Recent changes in the motor industry means we now find ourselves in the predicament that you could leave your car at home one night, then wake up the next morning only to find that it’s less fuel efficient and more polluting than the previous day. All of this is on paper of course, the car is still the same car.

 

This is due to a new, tougher car vehicles emissions standard being introduced called the Worldwide Harmonised Light Vehicle Test Procedure (WLTP), which is set to replace the old, and after the recent diesel scandal, the discredited New European Driving Cycle (NEDC). The WLTP is being phased in over time, but it will apply to all new vehicle models after September 2018.

 

The German Association of the Automotive Industry (VDA) estimates that, on average, fuel economy and CO2 figures will increase by 22%. This then poses the serious question of how will this affect my company car tax?

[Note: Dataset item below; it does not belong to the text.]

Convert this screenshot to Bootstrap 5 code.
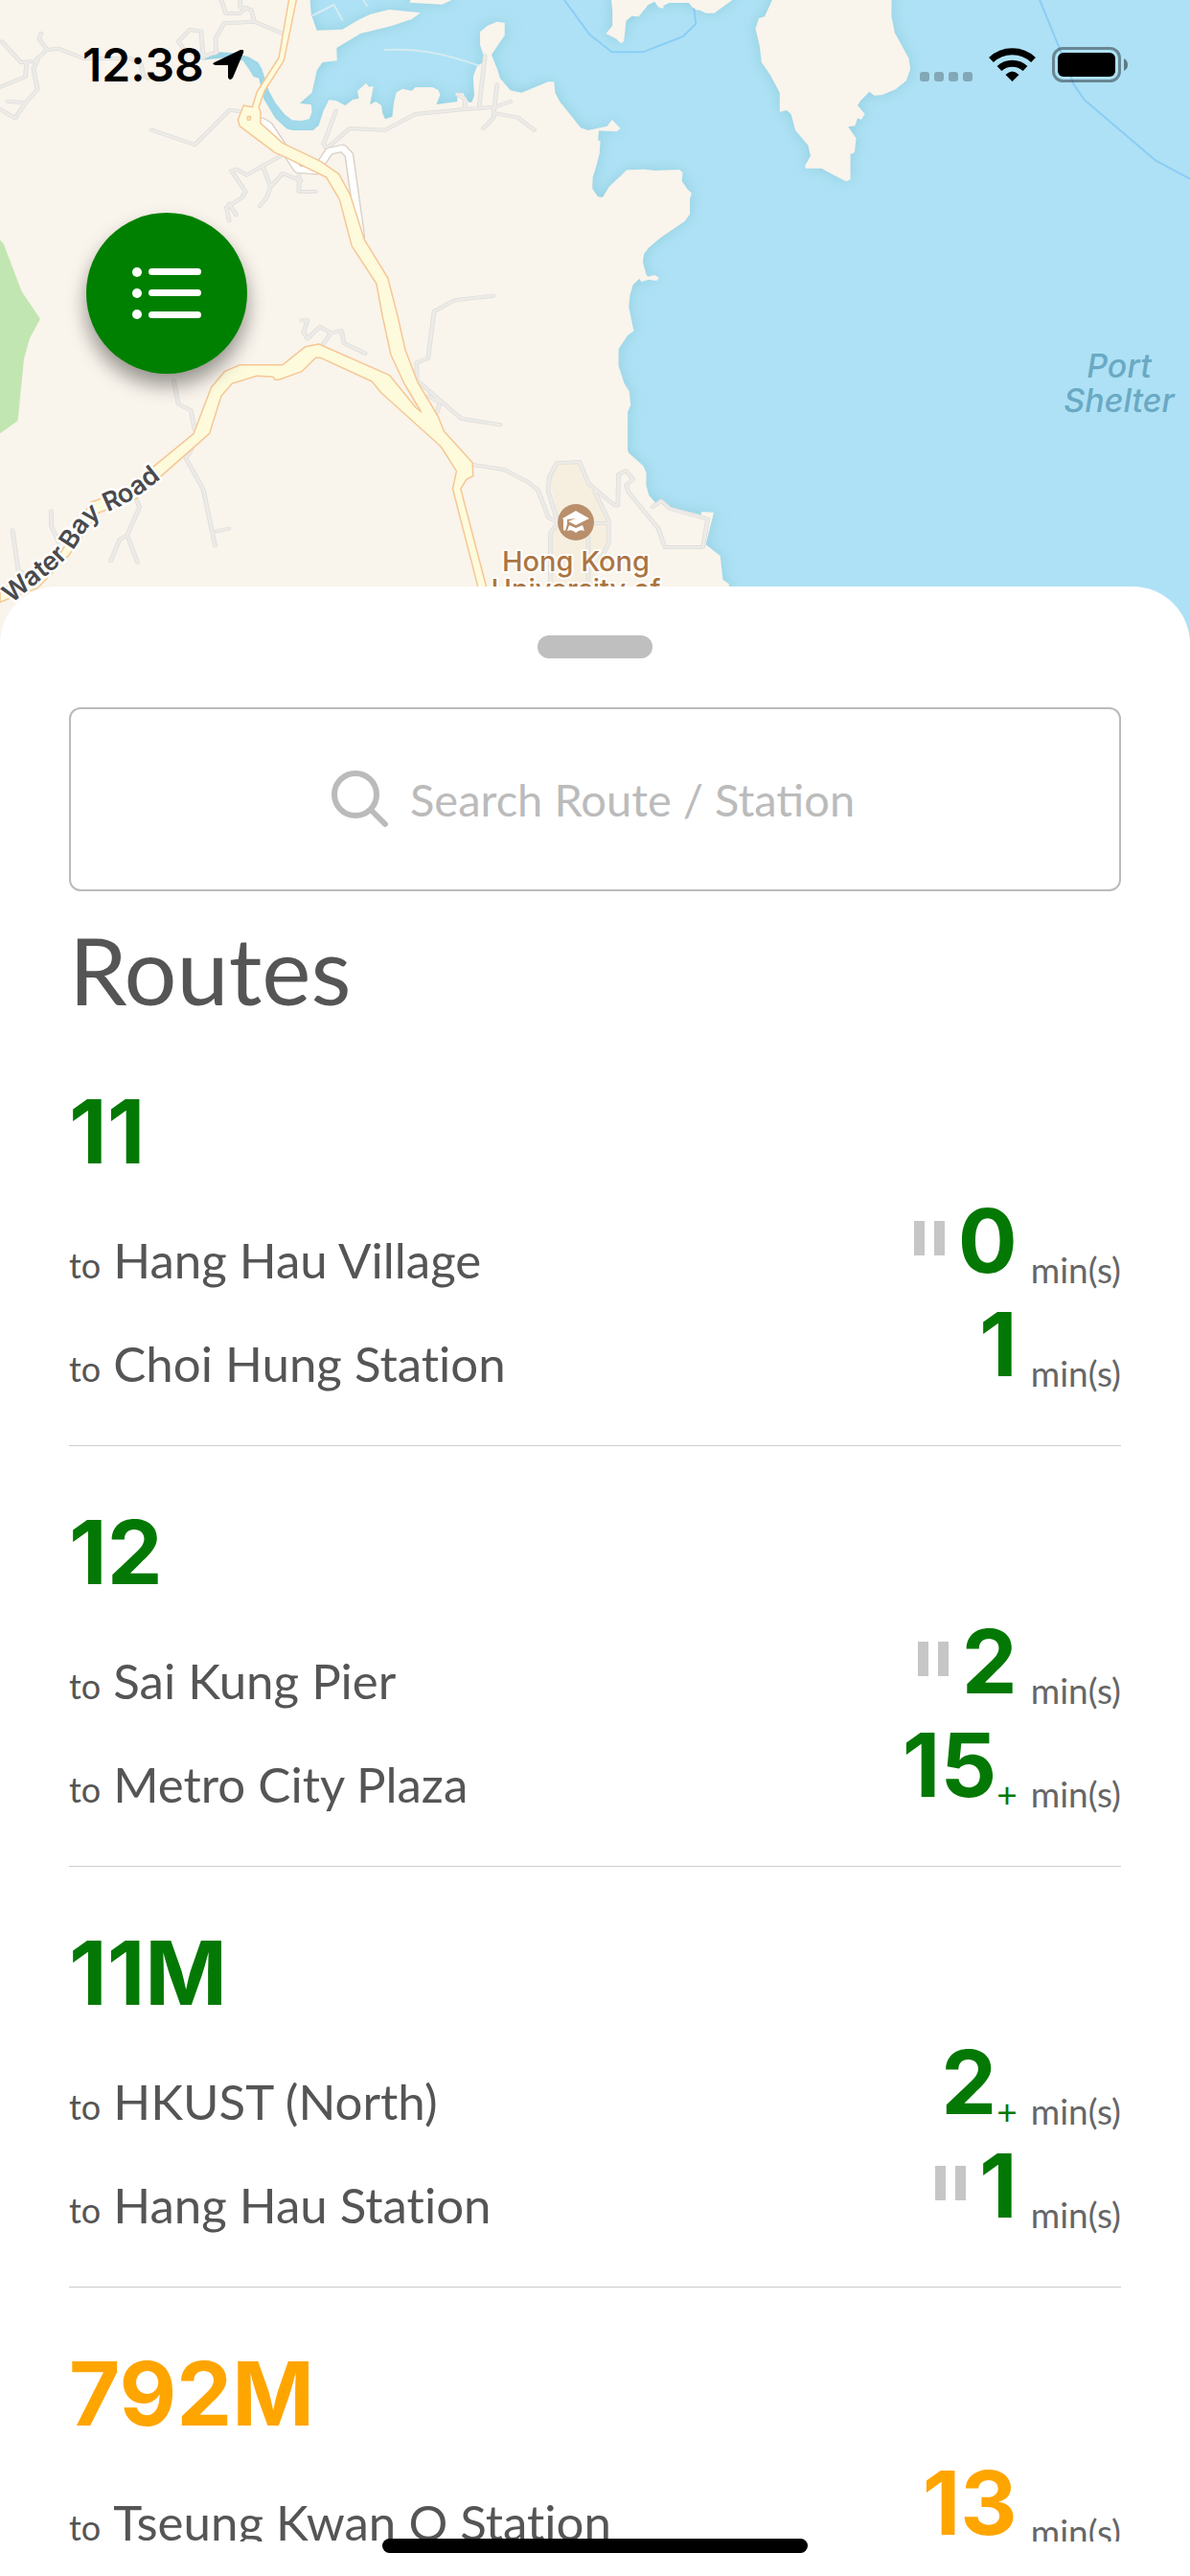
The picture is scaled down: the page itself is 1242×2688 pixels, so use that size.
<!DOCTYPE html>
<html lang="en">
<head>
<meta charset="utf-8">
<meta name="viewport" content="width=device-width, initial-scale=1">
<title>Routes</title>
<link href="https://cdn.jsdelivr.net/npm/bootstrap@5.3.0/dist/css/bootstrap.min.css" rel="stylesheet">
<style>
  body { font-family: Lato, sans-serif; font-variant-ligatures: none; color: #555; background: #fff; }
  .map-area { height: 672px; background: #aee1f5; }
  .map-canvas { inset: 0; width: 100%; height: 100%; font-family: Inter, sans-serif; }
  .geo * { vector-effect: non-scaling-stroke; }
  .status-bar { padding: 40px 65px 0 86px; color: #000; font-family: Inter, sans-serif; }
  .clock { font-size: 48px; font-weight: 600; line-height: 56px; }
  .arrow { margin-top: 12px; }
  .status-icons { margin-top: 9px; }
  .fab { width: 168px; height: 168px; margin: 126px 0 0 90px; background: #008000; box-shadow: 0 12px 20px rgba(0,0,0,.4); }
  .sheet { margin-top: -60px; padding: 51px 72px 0; border-radius: 60px 60px 0 0; min-height: 0; }
  .grabber { width: 120px; height: 24px; background: #bfbfbf; }
  .search-box { height: 192px; margin-top: 51px; border: 2px solid #bbb; border-radius: 12px; gap: 22px; }
  .search-box input { width: 468px; font-size: 47px; line-height: 58px; color: #555; outline: 0; }
  .search-box input::placeholder { color: #bbb; opacity: 1; }
  .sheet-title { margin: 24px 0 0; font-size: 97px; line-height: 116px; font-weight: 400; color: #555; }
  .route-list { min-height: 0; overflow-y: auto; scrollbar-width: none; margin-bottom: 36px; }
  .route-list::-webkit-scrollbar { display: none; }
  .route { padding: 54px 0; border-bottom: 1px solid #ccc; --line: #047804; }
  .route-amber { --line: #ffa500; }
  .route-no { margin: 0; font: 700 92px/114px Inter, sans-serif; color: var(--line); }
  .stop { height: 108px; }
  .to-word { font-size: 36px; line-height: 52px; margin-right: 13px; }
  .stop-name { font-size: 51px; line-height: 62px; }
  .minutes { font: 700 92px/102px Inter, sans-serif; color: var(--line); }
  .more { font-size: 37px; line-height: 43px; color: var(--line); }
  .unit { font-size: 37px; line-height: 43px; margin-left: 14px; color: #666; }
  .paused { width: 32px; height: 36px; margin: 0 14px 36px 0; border: solid #c6c6c6; border-width: 0 11px; }
  .home-bar { left: 0; right: 0; bottom: 24px; width: 444px; height: 15px; background: #000; z-index: 5; }
</style>
<script src="https://cdn.jsdelivr.net/npm/bootstrap@5.3.0/dist/js/bootstrap.bundle.min.js"></script>
</head>
<body>
<div class="vh-100 d-flex flex-column overflow-hidden position-relative">

  <header class="map-area position-relative flex-shrink-0">
    <svg class="map-canvas position-absolute" viewBox="0 0 1242 672" preserveAspectRatio="xMidYMin slice" role="img" aria-label="Map">
      <defs>
        <filter id="shore" x="-5%" y="-5%" width="110%" height="110%">
          <feDropShadow dx="0" dy="0" stdDeviation="20" flood-color="#8accd8" flood-opacity=".8"/>
        </filter>
        <path id="minor" d="M583 0L595 42H632L645 28L662 30L670 68L590 73L568 120L570 165L535 175L530 98L500 93L470 130L485 155L530 180M633 0V22L650 25M670 68L745 105M108 105L103 122L124 156L153 152L220 183H345L372 202L378 238L392 245M5 130L55 195L90 192L124 156M0 272L67 240L70 196M100 185L88 215L99 280L65 325L40 370L0 342M20 317L65 322M400 407L513 453L605 344L630 348M740 488L650 548L625 530L610 535L647 600L638 618L597 650L604 690M604 638L622 672M692 518L713 585L703 618L685 645M713 585L745 543L793 565M788 545V600H832M885 348L853 450L860 465L922 402L1015 407L1095 357L1225 342L1305 335L1345 318M1205 295L1225 310V342M1278 175L1263 330M1310 265L1303 335L1300 370L1273 402M1303 355L1365 368L1408 407M1300 926L1197 940L1144 975L1128 1122L1098 1135V1190L1215 1310L1318 1330M1130 1240L1160 1260L1152 1290M795 1003H810L800 1040L810 1060L843 1023L872 1042L900 1036L907 1075L962 1106M872 1042L850 1080M458 1192L470 1265L503 1285L513 1345M505 1405L490 1435L535 1530L567 1708M570 1663L603 1655M360 1565L368 1588L335 1675L362 1760M335 1675L315 1690L292 1755M135 1600V1645L155 1700M33 1660L48 1785L90 1815M1247 1455L1328 1470L1393 1510L1418 1535L1445 1620L1470 1635M1450 1850V1670L1470 1635L1445 1540L1447 1495L1467 1450L1527 1446L1552 1515L1620 1582H1628L1630 1485L1650 1474L1668 1500L1650 1520L1656 1540L1735 1655L1752 1713H1852L1865 1625L1765 1592L1742 1568L1720 1587M1568 1540L1604 1630V1700L1580 1760M1550 1638H1604M1550 1680V1850"/>
        <path id="ramps" d="M690 380L707 392L785 530L835 535M850 505L868 473L903 464L920 485L950 740"/>
        <path id="road-line" d="M12 630L40 607Q72 584 84 562Q94 544 112 534Q140 524 178 491"/>
      </defs>
      <g class="geo" transform="scale(.39605 .33333)" fill="none" stroke-linejoin="round" stroke-linecap="round">
        <g fill="#f9f4ec" filter="url(#shore)">
          <path d="M-60 -60H817V0L820 45L835 95L902 92L945 62L975 45L1025 30L1108 40L1085 60L1030 82L950 105L887 150L888 190L850 195L835 220L822 290L790 323L820 328L822 350L815 372L795 378L770 376L750 358L725 320L708 282L690 215L680 195L655 178L620 166L580 163L530 188L600 180L640 190L655 215L668 240L682 245L695 310L725 370L755 403L770 408H825L840 392L853 345L867 313L885 315L910 330L930 312L946 308L942 285L965 260L972 272L984 270L975 328L990 318L1005 330L1008 355L1015 373L1034 365L1038 320L1044 290L1060 278L1085 284L1095 273H1140L1155 282L1160 296L1150 327L1205 318V290L1220 292L1235 320H1243L1250 300L1247 240L1258 205L1275 195V175L1265 140V100L1285 80L1310 68L1330 72V110L1295 172L1310 215L1318 245L1345 283L1375 290L1445 256H1460L1463 290L1475 318L1510 370L1530 400L1550 408L1600 395L1613 375L1635 402L1625 412L1578 409L1576 440H1582L1580 480L1570 525L1562 555L1561 590L1575 615L1588 618L1605 585L1652 532L1700 530L1725 534L1790 531L1799 540L1797 567L1811 592L1823 605L1818 620V670L1805 692L1740 745L1710 775L1697 795L1694 820L1703 860L1708 866L1725 861L1737 870L1730 879L1710 875L1690 882L1685 872L1668 892L1660 925L1657 960L1670 1036L1654 1050L1630 1093V1145L1645 1200L1658 1225L1662 1268L1654 1290V1410L1657 1418L1695 1458L1703 1480V1520L1710 1550L1728 1575L1742 1565L1765 1588L1848 1612V1602L1881 1604L1860 1705L1898 1740L1905 1815L1921 1828V2100H-60Z"/>
          <path d="M1611 0L1614 35V80L1597 105L1625 122L1635 135L1644 130L1650 65L1665 50L1683 52L1708 15L1725 5L1735 22L1748 27V18L1763 9H1815L1830 30L1845 32L1860 41H1882L1930 0V-60H1611ZM1080 8L1165 14L1190 0V-40H1090Z"/>
          <path d="M2035 0L2015 52L2000 57L1991 90L2002 145L2007 195L2030 235L2055 290V350L2073 345L2085 358L2096 408L2130 455L2136 488L2121 520L2124 527H2165L2200 550L2230 568L2241 562V483L2252 477L2256 433L2235 397L2253 394L2260 370L2270 374L2279 357L2260 330L2268 315L2291 287L2304 299L2325 297L2360 280L2388 253L2399 215L2395 183L2358 103L2349 50L2350 -60H2035Z"/>
        </g>
        <path d="M1015 156Q1110 150 1200 182L1262 205M825 48L880 15L902 62M955 -5L967 18" stroke="#d4ebf0" stroke-width="2"/>
        <path d="M1487 0L1553 107L1612 163H1694L1800 114L1834 74L1829 28M2740 0L2790 145L2830 265L2858 313L3046 503L3136 560" stroke="#8bcdf5" stroke-width="2"/>
        <path d="M0 750L10 765L57 912L106 998L78 1060L63 1125L47 1317L0 1357Z" fill="#c2e6b2"/>
        <path d="M1450 1495L1467 1450L1527 1446L1570 1540L1604 1610V1700L1580 1760L1560 1850H1450V1670L1470 1635Z" fill="#f6efdf"/>
        <g><use href="#minor" stroke="#dfddd9" stroke-width="12"/><use href="#minor" stroke="#ecebe8" stroke-width="8"/></g>
        <use href="#ramps" stroke="#d9d0c5" stroke-width="25"/>
        <use href="#ramps" stroke="#fff" stroke-width="18"/>
        <path fill="#fdfbdc" stroke="#f6c795" stroke-width="1.5" d="M762 -5L735 180L677 288L665 335L642 330L627 375L632 395L725 478L745 488L860 555L895 625L927 770L992 888L1008 990L1030 1110L1065 1200L1110 1290L1095 1275L1027 1175L840 1077L805 1085L745 1142H633L592 1163L557 1212L510 1358L400 1465L350 1525L240 1572L160 1730L0 1850V1885L100 1840L180 1740L260 1605L360 1560L420 1495L552 1357L583 1240L612 1200L677 1177L720 1180L725 1189H735L795 1163L832 1120H845L980 1194L1005 1230L1162 1398L1203 1475L1193 1530L1258 1830L1330 2100H1350L1280 1830L1214 1530L1230 1500L1247 1490L1245 1448L1170 1350L1155 1305L1100 1195L1068 1095L1048 990L1022 870L960 750L923 610L893 545L845 505L745 448L686 385L687 352L682 335L697 285L748 190L782 -5Z"/>
        <path d="M653 364H661L659 376H653Z" fill="#f9e9c4" stroke="#f3bd88" stroke-width="1"/>
      </g>
      <text font-size="27" font-weight="600" fill="#4a4a4c" stroke="#fff" stroke-width="5" paint-order="stroke" stroke-linejoin="round"><textPath href="#road-line">Water Bay Road</textPath></text>
      <g font-size="29" font-weight="500" fill="#ab7542" stroke="#fff" stroke-width="4" paint-order="stroke" stroke-linejoin="round" text-anchor="middle">
        <text x="601" y="596">Hong Kong</text>
        <text x="601" y="625">University of</text>
      </g>
      <g transform="translate(601 545)">
        <circle r="19" fill="#b98f6c"/>
        <path d="M-14-4L0-12L14-4L0 3L-8-1L0-4L-9-3V2L-11 9L-13 8V-3Z" fill="#fff"/>
        <path d="M-7 3L0 6L7 3L9 9Q4 7 0 11Q-4 7-9 9Z" fill="#fff"/>
      </g>
      <g font-size="34" font-weight="500" font-style="italic" fill="#6aa9c4" text-anchor="middle">
        <text x="1168" y="394">Port</text>
        <text x="1168" y="430">Shelter</text>
      </g>
    </svg>

    <div class="status-bar position-relative d-flex align-items-start justify-content-between">
      <div class="d-flex align-items-start gap-2">
        <span class="clock">12:38</span>
        <svg class="arrow" width="34" height="32" viewBox="0 0 34 32" aria-hidden="true"><path d="M3 13L30 0Q34-1 33 3L22 29Q19 33 17 29V16H4Q-1 15 3 13Z"/></svg>
      </div>
      <svg class="status-icons" width="217" height="38" viewBox="960 49 217 38" aria-hidden="true">
        <g fill="#000" fill-opacity=".25"><rect x="960" y="75" width="10" height="10" rx="3"/><rect x="975" y="75" width="10" height="10" rx="3"/><rect x="990" y="75" width="10" height="10" rx="3"/><rect x="1005" y="75" width="10" height="10" rx="3"/></g>
        <g fill="none" stroke="#000" stroke-width="7"><path d="M1034.500 62.500A32 32 0 0 1 1078.500 62.500"/><path d="M1043 71.500A20 20 0 0 1 1070 71.500"/></g>
        <path d="M1049.500 78Q1056.500 71 1063.500 78L1056.500 85Z"/>
        <rect x="1099.500" y="50.500" width="69" height="34" rx="10" fill="none" stroke="#000" stroke-opacity=".4" stroke-width="3"/>
        <rect x="1104" y="55" width="60" height="25" rx="6"/>
        <path d="M1173 61Q1177 63 1177 67.500Q1177 72 1173 74Z" fill-opacity=".45"/>
      </svg>
    </div>

    <button type="button" class="fab btn border-0 rounded-circle p-0 position-relative d-flex align-items-center justify-content-center" aria-label="Menu">
      <svg width="74" height="54" viewBox="0 0 74 54" fill="#fff" aria-hidden="true">
        <circle cx="6" cy="5" r="5"/><circle cx="6" cy="27" r="5"/><circle cx="6" cy="49" r="5"/>
        <rect x="18" y="1" width="55" height="7" rx="3.500"/><rect x="18" y="23" width="55" height="7" rx="3.500"/><rect x="18" y="46" width="55" height="7" rx="3.500"/>
      </svg>
    </button>
  </header>

  <main class="sheet bg-white position-relative d-flex flex-column flex-grow-1">
    <div class="grabber rounded-pill mx-auto flex-shrink-0"></div>
    <label class="search-box d-flex align-items-center justify-content-center flex-shrink-0">
      <svg width="60" height="60" viewBox="0 0 60 60" fill="none" stroke="#bbb" stroke-width="6" stroke-linecap="round" aria-label="Search"><circle cx="25" cy="25" r="22"/><path d="M41 41L56 56"/></svg>
      <input type="text" class="border-0 p-0 bg-transparent" placeholder="Search Route / Station" aria-label="Search Route / Station">
    </label>
    <h1 class="sheet-title flex-shrink-0">Routes</h1>

    <ul class="route-list list-unstyled flex-grow-1">
      <li class="route">
        <h2 class="route-no">11</h2>
        <div class="stop d-flex align-items-end"><span class="to-word">to</span><span class="stop-name me-auto">Hang Hau Village</span><span class="paused"></span><span class="minutes">0</span><span class="unit">min(s)</span></div>
        <div class="stop d-flex align-items-end"><span class="to-word">to</span><span class="stop-name me-auto">Choi Hung Station</span><span class="minutes">1</span><span class="unit">min(s)</span></div>
      </li>
      <li class="route">
        <h2 class="route-no">12</h2>
        <div class="stop d-flex align-items-end"><span class="to-word">to</span><span class="stop-name me-auto">Sai Kung Pier</span><span class="paused"></span><span class="minutes">2</span><span class="unit">min(s)</span></div>
        <div class="stop d-flex align-items-end"><span class="to-word">to</span><span class="stop-name me-auto">Metro City Plaza</span><span class="minutes">15</span><span class="more">+</span><span class="unit">min(s)</span></div>
      </li>
      <li class="route">
        <h2 class="route-no">11M</h2>
        <div class="stop d-flex align-items-end"><span class="to-word">to</span><span class="stop-name me-auto">HKUST (North)</span><span class="minutes">2</span><span class="more">+</span><span class="unit">min(s)</span></div>
        <div class="stop d-flex align-items-end"><span class="to-word">to</span><span class="stop-name me-auto">Hang Hau Station</span><span class="paused"></span><span class="minutes">1</span><span class="unit">min(s)</span></div>
      </li>
      <li class="route route-amber">
        <h2 class="route-no">792M</h2>
        <div class="stop d-flex align-items-end"><span class="to-word">to</span><span class="stop-name me-auto">Tseung Kwan O Station</span><span class="minutes">13</span><span class="unit">min(s)</span></div>
      </li>
    </ul>
  </main>

  <div class="home-bar position-absolute mx-auto rounded-pill"></div>
</div>
</body>
</html>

It was confirmed in the budget that every car that undergoes the new test has a new ‘NEDC-correlated’ value, which was formulated to create a figure close to the old NEDC figure. Recent research has suggested that the figures are typically 10% higher under NEDC-correlated values, effectively pushing up the benefit-in-kind (BIK) tax bands by several percentage points. This is compounded with the annual tightening of the BIK tax threshold, and the increase in the supplement for diesel cars, which went up to 4% in April from 3%, moving into the future the company car looks evermore an expensive option.

 

How should I choose my next company car? For drivers changing their company cars this year, it is likely to mean a significant increase in BIK tax liability. For companies, a vehicle which last month would have qualified for 100% first year allowances are no longer doing so, as they are not considered to be ‘low emission vehicles’ anymore, and therefore the number of vehicles which qualify for the substantial tax deduction is vastly depleted. It now pays to double check which rules the figures being presented have been calculated on, as it could vastly make a difference to the overall cost of the car.